December 2004: Blinkx launches as the first audio search engine powered by speech-to-text technologies http://www2.prnewswire.com/cgi-bin/stories.pl?ACCT=LRTVN.story&STORY=/www/story/12-16-2004/0002636303&EDATE=THU+Dec+16+2004,+08:02+AM

April 2005: Podscope launches as the first audio search engine powered by speech-to-text technologies. (Hey! wasn't it Blinkx the first one?) http://en.wikipedia.org/wiki/Podscope

October 2005: Yahoo! Podcasts gets created although I haven't found if they used speech-to-text

January 2006: Podzinger launches featuring a US government funded speech recognizer

July 2006: AOL Launches Podcast Search (powered by Podscope), this was the major internet company launching a service like this! I haven't found any information about when they broke the deal but AOL Podcast Search doesn't seem to be available anymore.

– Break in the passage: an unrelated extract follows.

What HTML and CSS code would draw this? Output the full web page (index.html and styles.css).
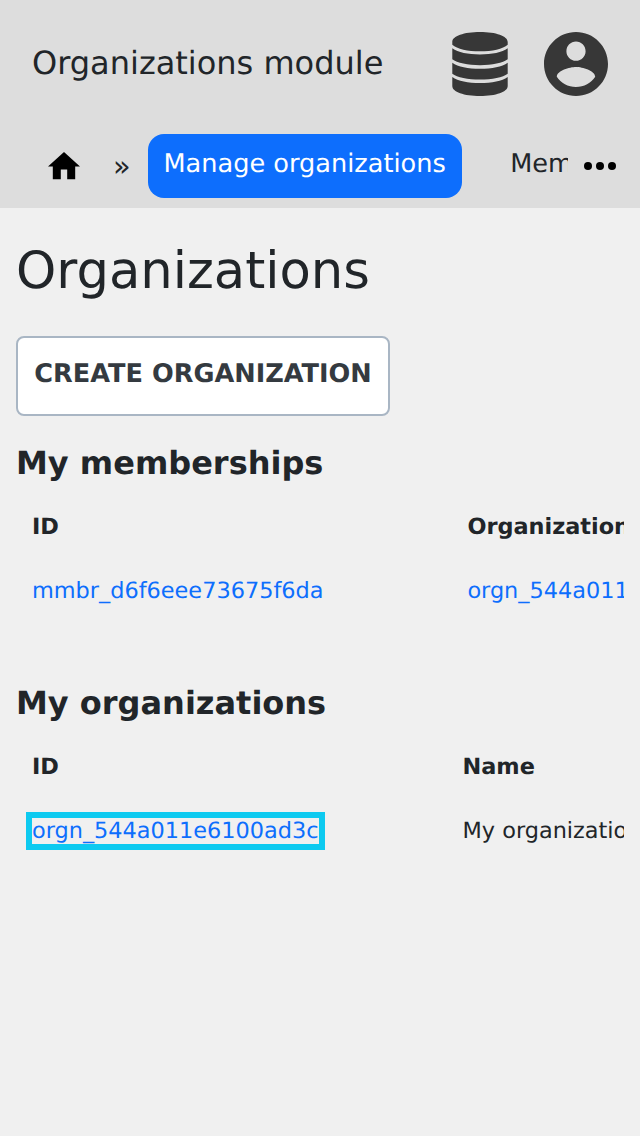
FILE: index.html
```html
<!DOCTYPE html>
<html lang="en">
<head>
<meta charset="utf-8">
<title>Organizations module</title>
<link rel="stylesheet" href="styles.css">
</head>
<body>
<header class="header">
  <div class="topbar">
    <div class="brand">Organizations module</div>
    <svg class="icon-db" viewBox="0 0 56 64"><path d="M.3 10C.3 4 12 0 28 0s27.700 4 27.700 10v2.700C51 17 40 19.300 28 19.300S5 17 .3 12.700zM.3 16.300C6 20.500 16 22.400 28 22.400s22-1.900 27.700-6.100v11C51 31 40 33.200 28 33.200S5 31 .3 27.300zM.3 30.700C6 34.900 16 36.800 28 36.800s22-1.900 27.700-6.100v11C51 45.500 40 47.600 28 47.600S5 45.500 .3 41.700zM.3 45C6 49.200 16 51 28 51s22-1.800 27.700-6v9c0 6-11.700 10-27.700 10S.3 60 .3 54z"/></svg>
    <svg class="icon-user" viewBox="2 2 20 20"><path d="M12 2C6.480 2 2 6.480 2 12s4.480 10 10 10 10-4.480 10-10S17.520 2 12 2zm0 3c1.660 0 3 1.340 3 3s-1.340 3-3 3-3-1.340-3-3 1.340-3 3-3zm0 14.200c-2.500 0-4.710-1.280-6-3.220.03-1.990 4-3.080 6-3.080 1.990 0 5.970 1.090 6 3.080-1.290 1.940-3.500 3.220-6 3.220z"/></svg>
  </div>
  <nav class="nav">
    <svg class="icon-home" viewBox="2 3 20 17"><path d="M10 20v-6h4v6h5v-8h3L12 3 2 12h3v8z"/></svg>
    <span class="separator">»</span>
    <a class="tab active">Manage organizations</a>
    <a class="tab clipped">Members</a>
    <svg class="icon-more" viewBox="0 0 32 8"><circle cx="4" cy="4" r="4"/><circle cx="16" cy="4" r="4"/><circle cx="28" cy="4" r="4"/></svg>
  </nav>
</header>
<main class="main">
  <h1 class="title">Organizations</h1>
  <button class="create">CREATE ORGANIZATION</button>
  <h2 class="subtitle">My memberships</h2>
  <div class="table memberships">
    <div class="cell head">ID</div><div class="cell head">Organization</div>
    <div class="cell"><a class="link">mmbr_d6f6eee73675f6da</a></div><div class="cell"><a class="link">orgn_544a011e6100ad3c</a></div>
  </div>
  <h2 class="subtitle">My organizations</h2>
  <div class="table organizations">
    <div class="cell head">ID</div><div class="cell head">Name</div>
    <div class="cell"><a class="link focused">orgn_544a011e6100ad3c</a></div><div class="cell">My organization</div>
  </div>
</main>
</body>
</html>
```
FILE: styles.css
```css
* { box-sizing: border-box; }
body { margin: 0; min-height: 1136px; background: #f0f0f0; color: #212529; font-family: "DejaVu Sans", sans-serif; text-rendering: geometricPrecision; overflow: hidden; }
svg { display: block; flex: none; }
.header { height: 208px; background: #dddddd; }
.topbar { height: 128px; display: flex; align-items: center; padding: 0 32px; }
.brand { flex: 1; padding-bottom: 2px; font-size: 32px; line-height: 48px; white-space: nowrap; }
.icon-db { width: 56px; height: 64px; fill: #373737; margin-right: 36px; }
.icon-user { width: 64px; height: 64px; fill: #373737; }
.nav { display: flex; height: 80px; padding: 6px 24px 0 48px; align-items: flex-start; }
.icon-home { width: 32px; height: 27.2px; margin-top: 18.4px; }
.separator { width: 18px; margin: 12px 17px 0 33px; font-size: 28.8px; line-height: 40px; }
.tab { height: 64px; padding: 11px 16px 0; font-size: 25.6px; line-height: 38px; white-space: nowrap; border-radius: 16px; }
.active { background: #0d6efd; color: #fff; width: 314px; flex: none; padding-left: 15.5px; }
.clipped { width: 58px; padding: 11px 0 0 0.25px; margin: 0 16px 0 48px; overflow: hidden; border-radius: 0; flex: none; }
.icon-more { width: 32px; height: 8px; margin-top: 28px; }
.main { padding: 32px 16px 0; }
.title { margin: 0 0 16px; padding-top: 1px; height: 80px; font-size: 51.2px; font-weight: 400; line-height: 61px; }
.create { display: block; width: 374px; height: 80px; padding: 0 0 4px; background: #fff; border: 2px solid #a9b6c4; border-radius: 8px; color: #343a40; font: bold 25.6px "DejaVu Sans", sans-serif; text-rendering: geometricPrecision; white-space: nowrap; }
.subtitle { margin: 28px 0 13px; font-size: 32px; line-height: 38px; }
.table { display: grid; grid-auto-rows: 64px; height: 161px; overflow: hidden; font-size: 22.4px; line-height: 34px; }
.memberships { grid-template-columns: 435.4px 400px; }
.organizations { grid-template-columns: 430.5px 400px; }
.cell { padding: 15px 16px; white-space: nowrap; }
.head { font-weight: 700; }
.link { color: #0d6efd; }
.focused { outline: 6px solid #0dcaf0; }
```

October 2006: Microsoft uses some help from Blinkx technologies for their video search. http://en.wikipedia.org/wiki/Blinkx

June 2007: Plugdd starts as a podcast search solution using speech-to-text technologies. http://mashable.com/2007/06/29/pluggd-launches-audio-search-player-on-cnet/

October 2007: Yahoo! closes Yahoo! Podcasts

July 2008: Google Launches a test version of their Speech Recognition based Video Retrieval system http://googleblog.blogspot.com/2008/07/in-their-own-words-political-videos.html

February 2009: TED adds captions and translated captions to its videos by using the power of the crowd http://blog.ted.com/2009/02/09/unveiling_teds/

November 2009: Google Launches automatic captions from youtube videos

This list is not exhaustive but I think it's enough to draw some conclusions. I included the fact that TED added captions generated by users in 2009 because I used some TED videos in my project to generate automatic transcripts so that video content from TED could be searched. I thought that since TED is all about interesting ideas it was a pity that you could not search based on contents. If I had put my idea/prototype online in 2007 it would have been useless by 2009 when it was no longer necessary to do automatic speech recognition when you already have perfect transcriptions in several languages for most TED videos. Another thing that I can see from 2007 up until now is that two big companies decided to shutdown their podcast search service (Yahoo and AOL). I was actually surprised that Google was not going into using speech recognition for audio search back then, they took their time and they have incorporated this into their already existing products (Youtube, Google Voice).  Podscope hasn't changed much since 2007 and Podzinger was rebranded twice (Everyzing, RAMP). Things move relatively slow in this area mostly because building automatic speech recognition software that is speaker independent and handles a large vocabulary is very expensive so only big companies or companies already owning rights over speech recognition software can compete. I think we yet have to see what's the final take on search based on audio contents, I think the best example today is the automatic caption generation on Youtube videos.